Times are hard all over, we’re told, but at the very top, times are just as they’ve always been. Below that, there’s less to go round, which means — let’s be frank — people finding ever-more-ingenious ways to dip into the big pot above. It is human nature for people to employ all their talents in pursuit of wealth, to use whatever it takes, and to the victor the spoils.
And that goes for women and men alike. Despite the efforts of the old-boys’ clubs in finance, politics and other establishment professions, women’s earning power is only increasing, and that means the male-female power ratio is changing. In other words, male gold diggers are operating in your area now. You may know one, or be having a relationship with one. A few of them may be con men, like the Swiss investment banker Helg Sgarbi, who seduced BMW heiress and Germany’s richest woman Susanne Klatten and then blackmailed her; or Peter Chan, feng-shui consultant to Nina Wang, once the richest woman in Asia, who claimed to be her sole beneficiary but was found to have forged her signature on the alleged will. A few may be clowns like Alfonso Díez, the 62-year-old toyboy of the 87-year-old Duchess of Alba (current worth somewhere between $800 million and $5 billion); or Frédéric Prinz von Anhalt, the German policeman’s son who had himself adopted by a hereditary princess and then married Zsa Zsa Gabor. But most of them are just men, doing what some men have been doing for centuries.
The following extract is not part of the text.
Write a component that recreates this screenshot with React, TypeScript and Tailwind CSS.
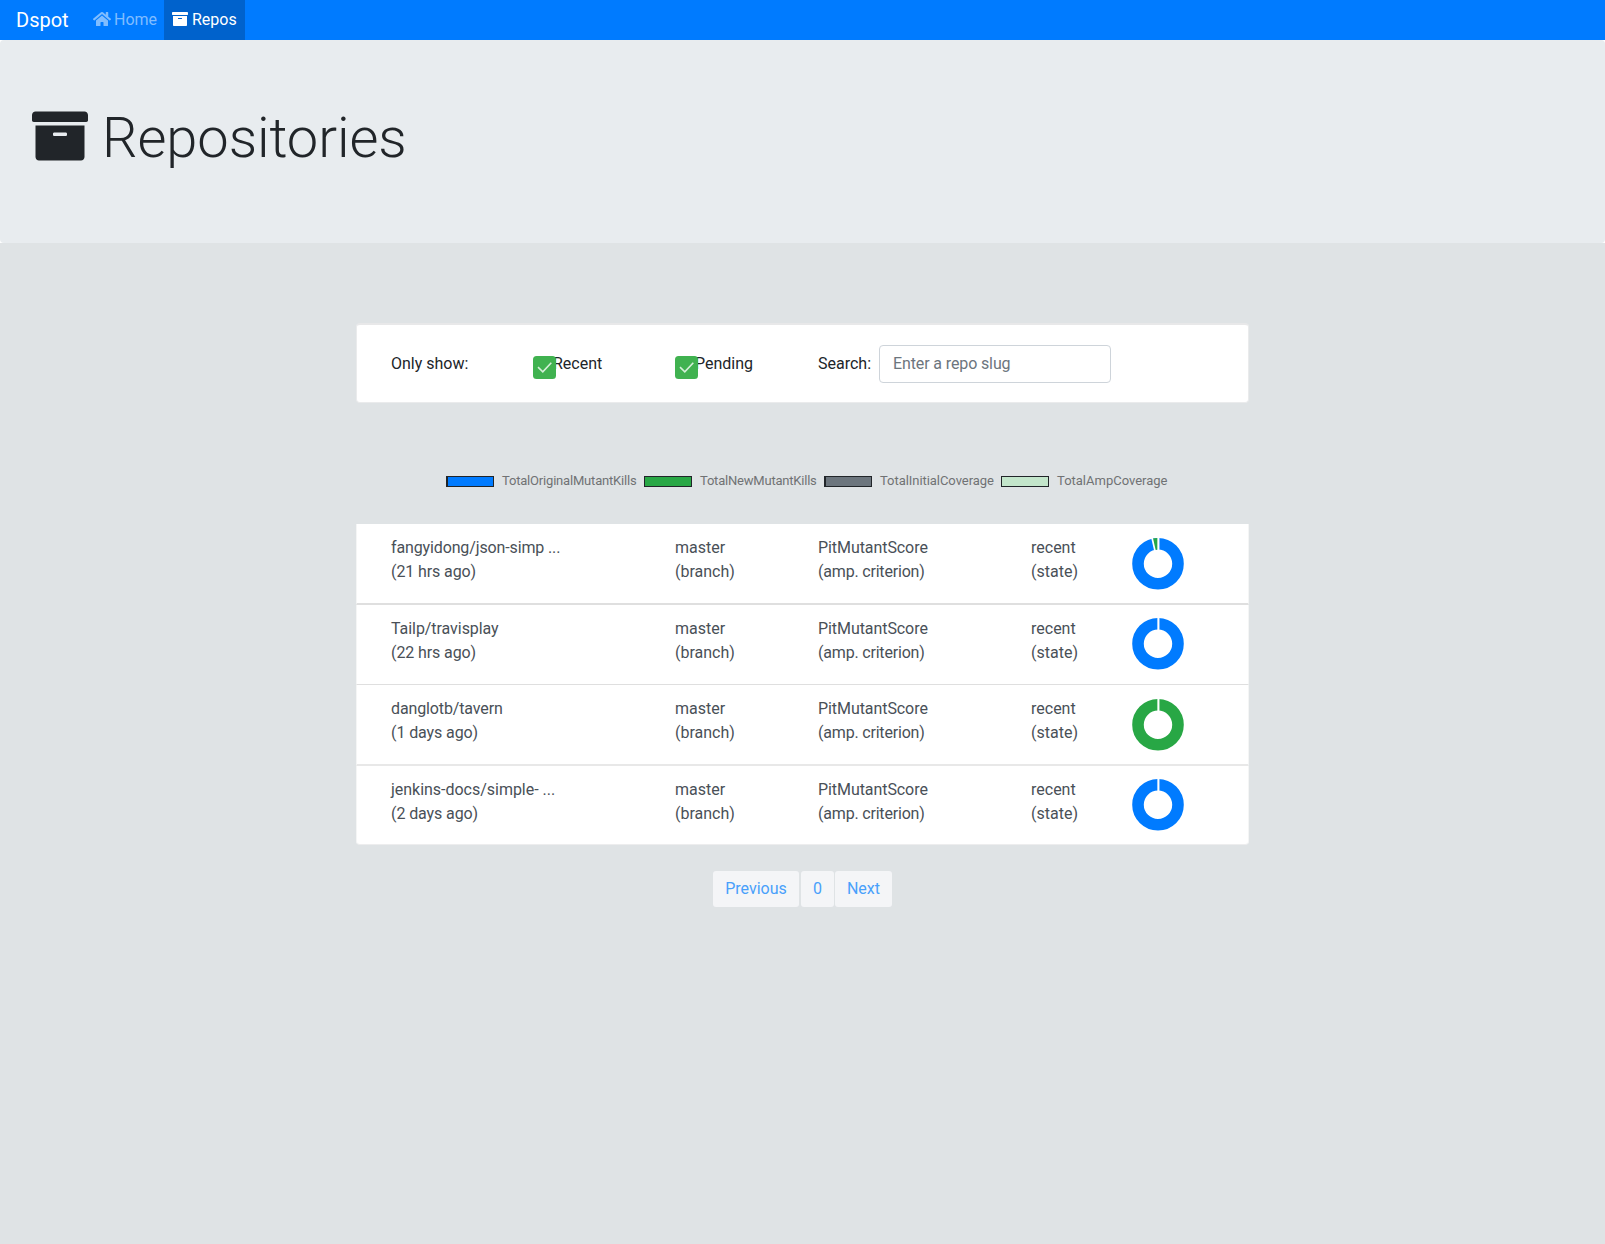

In days gone by, women didn’t have the power to move their social position: it was granted to them by their fathers or husbands. Now, women are not only more likely to inherit money directly, but they could well be making more money than the men in their social circle. Figures from the UK’s Centre for Work-Life Policy show that the number of women outearning their husbands is now in the millions. This has resulted, quite naturally, in the rise of the trophy husband. Where previously a successful woman felt the need to find a man as successful as herself, now both sexes have begun to adjust to the idea that she can simply choose a man she finds attractive, just as successful men have been doing for centuries. Rather than having the affair with the tennis coach of old clichés, she can marry him. Men of the old school have a problem with this, but most of us have realised that it’s fair enough and that we’re going to have to shape up — literally. Women want someone who looks good on their arm at a social function and who can turn on the charm, and if they’re the ones paying for the new suit (or even the firm abs, courtesy of that nice man in Harley Street), then that’s fine.
"Where previously a successful woman felt the need to find a man as successful as herself, now both sexes have begun to adjust to the idea that she can simply choose a man she finds attractive."
There are plenty of men looking for
that kind of position. It beats working for a living, after
all. And in many ways, it’s back to business as
usual. Our reflex may be to think of the gold digger as a woman,
but the boys were in there first. Change it to ‘fortune hunter’ and
the whole enterprise becomes instantly more masculine. Literature
is full of roguish fortune-hunters, from Petruchio in Shakespeare’s
The Taming of the Shrew in the 16th century, to Sir Lucius
O’Trigger in Sheridan’s The Rivals in the 18th. By the time
we get to Jane Austen in the 19th century, the idea of marriage as
a business contract is as powerful as George Wickham’s desire for
Georgiana Darcy’s £30,000 in Pride and Prejudice. Charles
Dickens, too, gave us a parade of fortune hunters. Often they were
used to satirical ends, such as the deluded Alfred Lammle in Our
Mutual Friend, who secures the hand of Sophronia Akersham, only
to find out that she was after his (equally non-existent) fortune
But there is also the spirited and undeniably practical defence of the mercenary approach in Barnaby Rudge. “All men are fortune-hunters, are they not?” asks Sir John Chester of his son Edward. “The law, the church, the court, the camp — see how they are all crowded with fortune-hunters, jostling each other in the pursuit… You ARE one; and you would be nothing else, my dear Ned, if you were the greatest courtier, lawyer, legislator, prelate, or merchant, in existence.”
Sir John is only telling young Ned the way of the world. Until all too recently, the wealth of a bride was a consideration that ranked alongside any other factor in her desirability. The ancient concept of the dowry may have evolved into the more euphemistic concept of ‘making a good marriage’, but it endured well into the 20th century. In her new book, The English in Love, historian Claire Langhamer argues that the romantic idealisation of marriage became commonplace only amid the prosperity that came after World War II. “The willingness to marry for love above all else was strongly linked to economic security,” she says. Love is a luxury, in other words — and not such a great basis for wedded bliss, either. Langhamer links it to the rise in divorce rates, adding, “A matrimonial model based upon the transformative power of love carried within it the seeds of its own destruction.”